Pennsylvania American Water is warning residents not to flush these wipes, paper towels and other paper products not intended for wastewater systems down toilets or it could lead to sewer backups and in-home plumbing issues, which may be expensive to repair.
"Flushing or dumping the wrong things down the drain can cause problems in your local sewer system and cause blockages in your own home," said Jim Gable, senior manager of southeast operations for Pennsylvania American Water. "Many sewer blockages occur between your house and our sewer main, where the property owner is responsible for correcting and paying for the repair. During this already stressful time, we want to help our customers avoid blockages that could create costly plumbing emergencies."

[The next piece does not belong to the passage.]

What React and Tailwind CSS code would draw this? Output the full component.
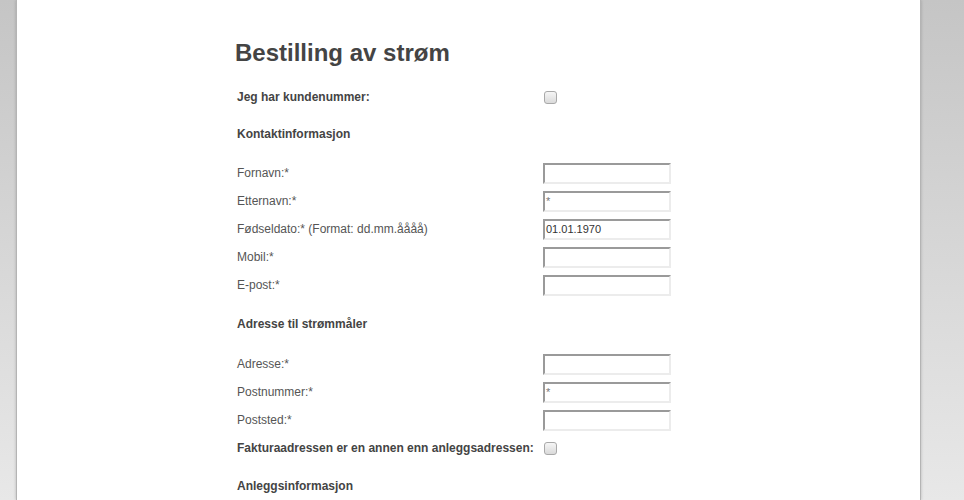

Gable added that improper disposal can also cause problems in the local sewer system. "Your dedicated local wastewater system employees continue to come to work every day and make sure your community's sewage is being properly treated," he continued. "We provide an essential service, so please help us out by putting wipes, paper towels and other products in the trash where they belong, not in your sewer system where they can damage our equipment and cause blockages."
In addition to wipes, Pennsylvania American Water also warns against pouring grease, fat or oil down the drain. When washed down the drain, grease and oil can adhere to the insides of the pipes that carry the wastewater from homes and businesses to the sewer treatment facility.
Over time, this buildup of grease can restrict the flow of wastewater, leading to blockages that can cause sewage overflows or backups in homes and businesses. It can also have an adverse effect on the environment if the overflow enters local rivers, lakes and streams.